■ YOUR INSTRUCTIONS: Scan the data beneath this task and copy each line that includes "React".
══ SUPPLIED INFORMATION ══
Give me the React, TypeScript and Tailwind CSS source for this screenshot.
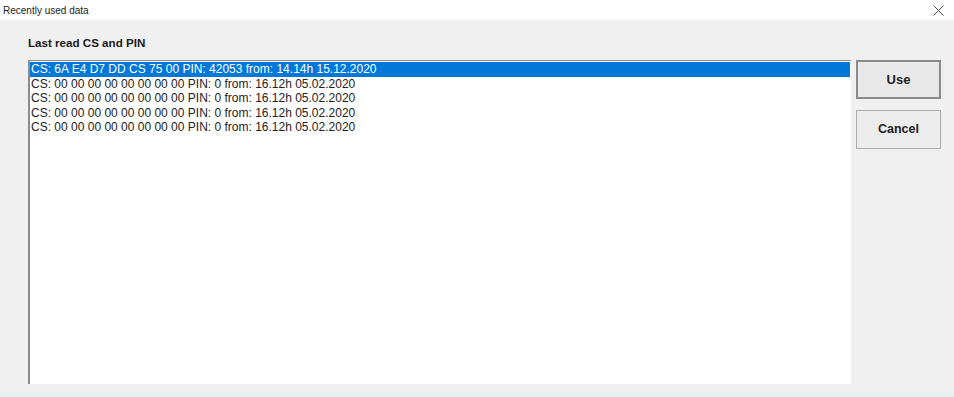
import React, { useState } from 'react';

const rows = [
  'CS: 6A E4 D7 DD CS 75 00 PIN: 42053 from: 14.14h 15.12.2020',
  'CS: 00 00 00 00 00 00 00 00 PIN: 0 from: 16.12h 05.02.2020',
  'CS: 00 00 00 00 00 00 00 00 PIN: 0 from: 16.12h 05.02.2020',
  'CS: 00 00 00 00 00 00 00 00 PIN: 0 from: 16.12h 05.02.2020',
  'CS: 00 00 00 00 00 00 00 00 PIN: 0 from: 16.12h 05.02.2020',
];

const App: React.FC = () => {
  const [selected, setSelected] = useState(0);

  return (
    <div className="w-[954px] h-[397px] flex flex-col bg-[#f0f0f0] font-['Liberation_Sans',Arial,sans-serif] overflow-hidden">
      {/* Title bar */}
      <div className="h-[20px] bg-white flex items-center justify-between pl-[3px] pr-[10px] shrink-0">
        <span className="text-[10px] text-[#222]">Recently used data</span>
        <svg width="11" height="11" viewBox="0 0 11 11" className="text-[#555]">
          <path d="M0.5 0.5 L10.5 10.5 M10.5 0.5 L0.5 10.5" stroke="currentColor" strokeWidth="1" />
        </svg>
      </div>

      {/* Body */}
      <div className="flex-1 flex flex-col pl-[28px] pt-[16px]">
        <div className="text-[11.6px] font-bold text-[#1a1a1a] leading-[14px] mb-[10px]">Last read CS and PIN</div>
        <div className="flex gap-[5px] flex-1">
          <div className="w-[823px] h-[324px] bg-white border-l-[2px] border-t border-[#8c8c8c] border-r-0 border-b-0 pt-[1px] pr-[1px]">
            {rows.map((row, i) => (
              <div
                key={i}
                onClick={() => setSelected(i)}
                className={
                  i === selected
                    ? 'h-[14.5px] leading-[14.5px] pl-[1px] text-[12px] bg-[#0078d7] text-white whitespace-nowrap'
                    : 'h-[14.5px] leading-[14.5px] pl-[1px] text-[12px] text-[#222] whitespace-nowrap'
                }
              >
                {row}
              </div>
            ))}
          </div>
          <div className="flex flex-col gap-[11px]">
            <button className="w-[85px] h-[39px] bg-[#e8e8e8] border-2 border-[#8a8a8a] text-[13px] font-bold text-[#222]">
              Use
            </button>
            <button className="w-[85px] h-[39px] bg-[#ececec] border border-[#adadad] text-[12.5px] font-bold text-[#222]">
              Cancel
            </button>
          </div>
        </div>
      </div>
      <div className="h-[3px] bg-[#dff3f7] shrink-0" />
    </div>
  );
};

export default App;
═══
■ WRITTEN RESPONSE:
Give me the React, TypeScript and Tailwind CSS source for this screenshot.
import React, { useState } from 'react';
const App: React.FC = () => {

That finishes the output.